### Short exercise
Please print the lines between the one with "Write self-contained HTML" and the one with "- Select Metadata Types</div>", both ends included, exactly as written, with no pictures.
+ + + + +
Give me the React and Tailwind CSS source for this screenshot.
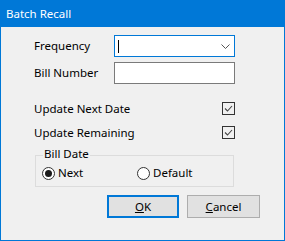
import React from "react";

const font = { fontFamily: '"Noto Sans", "Open Sans", sans-serif' };

function Check() {
    return (<div className="w-[13px] h-[13px] border border-[#333333] bg-[#f0f0f0] flex items-center justify-center">
        <svg width="11" height="11" viewBox="0 0 11 11">
            <path d="M2 5.5 L4.5 8 L9 3" fill="none" stroke="#444444" strokeWidth="1.1"/>
        </svg>
    </div>);
}

function Radio({ checked, label }) {
    return (<div className="flex items-center gap-[3px]">
        <div className="w-[13px] h-[13px] rounded-full border border-[#333333] bg-white flex items-center justify-center">
            {checked && <div className="w-[7px] h-[7px] rounded-full bg-[#1a1a1a]"/>}
        </div>
        <span>{label}</span>
    </div>);
}

export default function App() {
    return (<div className="w-[285px] h-[241px] bg-[#0078d7] p-[1px] pt-0 flex flex-col text-[11.5px] text-black leading-none" style={font}>
        <div className="h-[27px] flex items-center pl-[5px] text-white text-[11.5px]">Batch Recall</div>
        <div className="flex-1 bg-[#f0f0f0] relative pl-[33px]">
            <div className="flex items-center mt-[8px] h-[22px]">
                <span className="w-[80px]">Frequency</span>
                <div className="w-[121px] h-[22px] border border-[#0078d7] bg-white flex items-center justify-between pl-[3px] pr-[4px]">
                    <div className="w-[1px] h-[13px] bg-black"/>
                    <svg width="9" height="5" viewBox="0 0 9 5">
                        <path d="M0.5 0.5 L4.5 4.5 L8.5 0.5" fill="none" stroke="#555555" strokeWidth="1"/>
                    </svg>
                </div>
            </div>
            <div className="flex items-center mt-[5px] h-[22px]">
                <span className="w-[80px]">Bill Number</span>
                <div className="w-[121px] h-[22px] border border-[#7a7a7a] bg-white"/>
            </div>
            <div className="flex items-center justify-between w-[201px] mt-[18px] h-[13px]">
                <span>Update Next Date</span>
                <Check />
            </div>
            <div className="flex items-center justify-between w-[201px] mt-[11px] h-[13px]">
                <span>Update Remaining</span>
                <Check />
            </div>
            <div className="relative w-[199px] h-[32px] mt-[16px] ml-[1px] border border-[#dcdcdc]">
                <span className="absolute -top-[8px] left-[7px] px-[1px] bg-[#f0f0f0]">Bill Date</span>
                <div className="flex items-center h-full pt-[4px] pl-[6px]">
                    <div className="w-[95px]"><Radio checked label="Next"/></div>
                    <Radio label="Default"/>
                </div>
            </div>
            <div className="flex gap-[8px] mt-[8px] ml-[73px]">
                <button className="w-[72px] h-[23px] border-2 border-[#0078d7] bg-[#e1e1e1]"><span className="underline">O</span>K</button>
                <button className="w-[73px] h-[23px] border border-[#adadad] bg-[#e1e1e1]"><span className="underline">C</span>ancel</button>
            </div>
        </div>
    </div>);
}
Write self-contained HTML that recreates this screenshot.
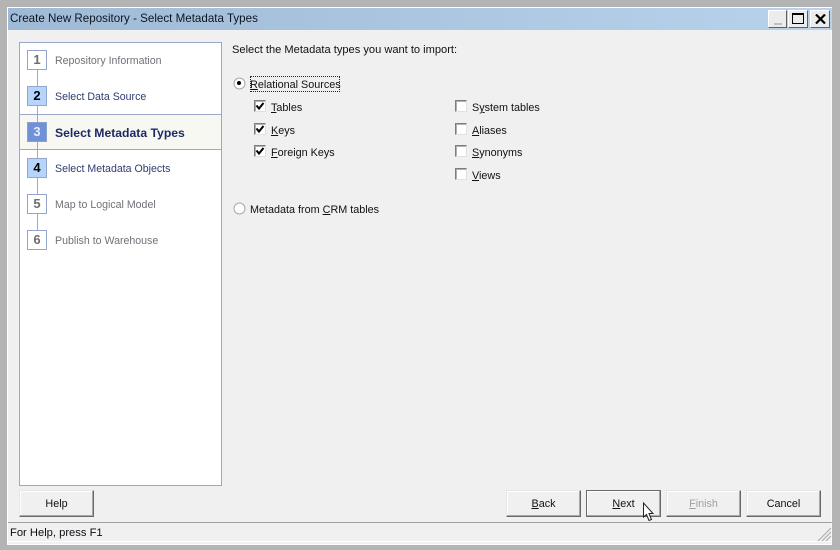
<!DOCTYPE html>
<html><head><meta charset="utf-8"><style>
html,body{margin:0;padding:0}
body{width:840px;height:550px;overflow:hidden;position:relative;background:#b4b4b4;font-family:"Liberation Sans",sans-serif;font-size:11px;color:#111}
div,span.a{position:absolute;box-sizing:border-box}
.t{white-space:nowrap;line-height:14px;height:14px}
u{text-decoration:underline;text-underline-offset:1px}
.n{width:20px;height:20px;left:27px;border:1px solid #93a5c8;background:#fff;color:#6d6d6d;font-weight:bold;font-size:13px;line-height:18px;text-align:center}
.n.b{background:#b5d5fd;color:#000}
.n.c{background:#7091d8;color:#e8eefb;border-color:#8aa0cf}
.s{left:55px;color:#6f7278;font-size:10.6px}
.s.d{color:#2f3c72}
.cb{width:12px;height:12px;background:#fff;border:1px solid;border-color:#7d7d7d #e0e0e0 #e0e0e0 #7d7d7d;box-shadow:inset 1px 1px 0 #b0b0b0}
.btn{height:27px;width:75px;top:490px;background:#f0f0f0;border:1px solid;border-color:#e6e6e6 #6a6a6a #6a6a6a #e6e6e6;box-shadow:inset -1px -1px 0 #a8a8a8,inset 1px 1px 0 #fff;text-align:center;line-height:27px;font-size:10.8px}
.wb{top:10px;height:18px;background:#ececec;border:1px solid;border-color:#fff #606060 #606060 #fff}
</style></head><body>
<div style="left:7px;top:7px;width:825px;height:538px;background:#f0f0f0;border-top:1px solid #fff;border-left:1px solid #fff;border-right:1px solid #fafafa;border-bottom:1px solid #fff"></div>
<div style="left:8px;top:8px;width:824px;height:22px;background:linear-gradient(90deg,#9fbad6,#b9d2ec)"></div>
<div class="t" style="left:10px;top:12px;font-size:11.6px;color:#0c1622">Create New Repository - Select Metadata Types</div>

<div class="wb" style="left:768px;width:19px"><div style="left:5px;top:12px;width:8px;height:2px;background:#c0c0c0"></div></div>
<div class="wb" style="left:788px;width:20px"><div style="left:3px;top:2px;width:12px;height:11px;border:1px solid #000;border-top-width:2px"></div></div>
<div class="wb" style="left:810px;width:20px"><svg style="position:absolute;left:4px;top:3px" width="11" height="10" viewBox="0 0 11 10"><path d="M1 .5L10 9.5M10 .5L1 9.5" stroke="#000" stroke-width="2.2" fill="none"/></svg></div>

<div style="left:19px;top:42px;width:203px;height:444px;background:#fff;border:1px solid #9aa8ca"></div>
<div style="left:20px;top:114px;width:201px;height:36px;background:#f8f8f3;border-top:1px solid #9aa8ca;border-bottom:1px solid #9aa8ca"></div>
<div style="left:37px;top:60px;width:1px;height:180px;background:#9aa8ca"></div>

<div class="n" style="top:50px">1</div><div class="t s" style="top:54px">Repository Information</div>
<div class="n b" style="top:86px">2</div><div class="t s d" style="top:90px">Select Data Source</div>
<div class="n c" style="top:122px">3</div><div class="t" style="left:55px;top:126px;font-weight:bold;color:#1e2a63;font-size:12.2px">Select Metadata Types</div>
<div class="n b" style="top:158px">4</div><div class="t s d" style="top:162px">Select Metadata Objects</div>
<div class="n" style="top:194px">5</div><div class="t s" style="top:198px">Map to Logical Model</div>
<div class="n" style="top:230px">6</div><div class="t s" style="top:234px">Publish to Warehouse</div>

<div class="t" style="left:232px;top:43px;font-size:11.1px">Select the Metadata types you want to import:</div>

<svg style="position:absolute;left:233px;top:77px" width="13" height="13"><circle cx="6.5" cy="6.5" r="5.5" fill="#fff" stroke="#a8a8a8"/><circle cx="6" cy="6" r="2" fill="#000"/></svg>
<div class="t" style="left:250px;top:78px;font-size:10.8px"><u>R</u>elational Sources</div>
<div style="left:250px;top:76px;width:90px;height:16px;border:1px dotted #222"></div>

<div class="cb" style="left:254px;top:100px"></div><svg style="position:absolute;left:254px;top:100px" width="12" height="12"><path d="M2.5 5.5L5 8.5L9.5 3" stroke="#000" stroke-width="2" fill="none"/></svg>
<div class="t" style="left:271px;top:101px;font-size:10.8px"><u>T</u>ables</div>
<div class="cb" style="left:254px;top:123px"></div><svg style="position:absolute;left:254px;top:123px" width="12" height="12"><path d="M2.5 5.5L5 8.5L9.5 3" stroke="#000" stroke-width="2" fill="none"/></svg>
<div class="t" style="left:271px;top:124px;font-size:10.8px"><u>K</u>eys</div>
<div class="cb" style="left:254px;top:145px"></div><svg style="position:absolute;left:254px;top:145px" width="12" height="12"><path d="M2.5 5.5L5 8.5L9.5 3" stroke="#000" stroke-width="2" fill="none"/></svg>
<div class="t" style="left:271px;top:146px;font-size:10.8px"><u>F</u>oreign Keys</div>

<div class="cb" style="left:455px;top:100px"></div><div class="t" style="left:472px;top:101px;font-size:10.8px">S<u>y</u>stem tables</div>
<div class="cb" style="left:455px;top:123px"></div><div class="t" style="left:472px;top:124px;font-size:10.8px"><u>A</u>liases</div>
<div class="cb" style="left:455px;top:145px"></div><div class="t" style="left:472px;top:146px;font-size:10.8px"><u>S</u>ynonyms</div>
<div class="cb" style="left:455px;top:168px"></div><div class="t" style="left:472px;top:169px;font-size:10.8px"><u>V</u>iews</div>

<svg style="position:absolute;left:233px;top:202px" width="13" height="13"><circle cx="6.5" cy="6.5" r="5.5" fill="#fff" stroke="#a8a8a8"/></svg>
<div class="t" style="left:250px;top:203px;font-size:10.8px">Metadata from <u>C</u>RM tables</div>

<div class="btn" style="left:19px">Help</div>
<div class="btn" style="left:506px"><u>B</u>ack</div>
<div class="btn" style="left:586px;border-color:#6a6a6a;box-shadow:inset -1px -1px 0 #a8a8a8,inset 1px 1px 0 #fff"><u>N</u>ext</div>
<div class="btn" style="left:666px;color:#a0a0a0"><u>F</u>inish</div>
<div class="btn" style="left:746px">Cancel</div>

<svg style="position:absolute;left:642px;top:502px" width="14" height="20"><path d="M1.5 1V15L4.5 12.5L7 18.5L9.5 17.5L7 11.5H11Z" fill="#fff" stroke="#222" stroke-width="1"/></svg>

<div style="left:8px;top:522px;width:824px;height:1px;background:#a0a0a0"></div>
<div style="left:8px;top:541px;width:824px;height:1px;background:#fff"></div>
<div class="t" style="left:10px;top:526px;font-size:11.2px;color:#0c0c14">For Help, press F1</div>
<svg style="position:absolute;left:816px;top:526px" width="16" height="16"><path d="M2 15L15 2M6 15L15 6M10 15L15 10" stroke="#b0b0b0" stroke-width="1.2" fill="none"/></svg>
</body></html>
+ + + + +
### Exercise answer
Write self-contained HTML that recreates this screenshot.
<!DOCTYPE html>
<html><head><meta charset="utf-8"><style>
html,body{margin:0;padding:0}
body{width:840px;height:550px;overflow:hidden;position:relative;background:#b4b4b4;font-family:"Liberation Sans",sans-serif;font-size:11px;color:#111}
div,span.a{position:absolute;box-sizing:border-box}
.t{white-space:nowrap;line-height:14px;height:14px}
u{text-decoration:underline;text-underline-offset:1px}
.n{width:20px;height:20px;left:27px;border:1px solid #93a5c8;background:#fff;color:#6d6d6d;font-weight:bold;font-size:13px;line-height:18px;text-align:center}
.n.b{background:#b5d5fd;color:#000}
.n.c{background:#7091d8;color:#e8eefb;border-color:#8aa0cf}
.s{left:55px;color:#6f7278;font-size:10.6px}
.s.d{color:#2f3c72}
.cb{width:12px;height:12px;background:#fff;border:1px solid;border-color:#7d7d7d #e0e0e0 #e0e0e0 #7d7d7d;box-shadow:inset 1px 1px 0 #b0b0b0}
.btn{height:27px;width:75px;top:490px;background:#f0f0f0;border:1px solid;border-color:#e6e6e6 #6a6a6a #6a6a6a #e6e6e6;box-shadow:inset -1px -1px 0 #a8a8a8,inset 1px 1px 0 #fff;text-align:center;line-height:27px;font-size:10.8px}
.wb{top:10px;height:18px;background:#ececec;border:1px solid;border-color:#fff #606060 #606060 #fff}
</style></head><body>
<div style="left:7px;top:7px;width:825px;height:538px;background:#f0f0f0;border-top:1px solid #fff;border-left:1px solid #fff;border-right:1px solid #fafafa;border-bottom:1px solid #fff"></div>
<div style="left:8px;top:8px;width:824px;height:22px;background:linear-gradient(90deg,#9fbad6,#b9d2ec)"></div>
<div class="t" style="left:10px;top:12px;font-size:11.6px;color:#0c1622">Create New Repository - Select Metadata Types</div>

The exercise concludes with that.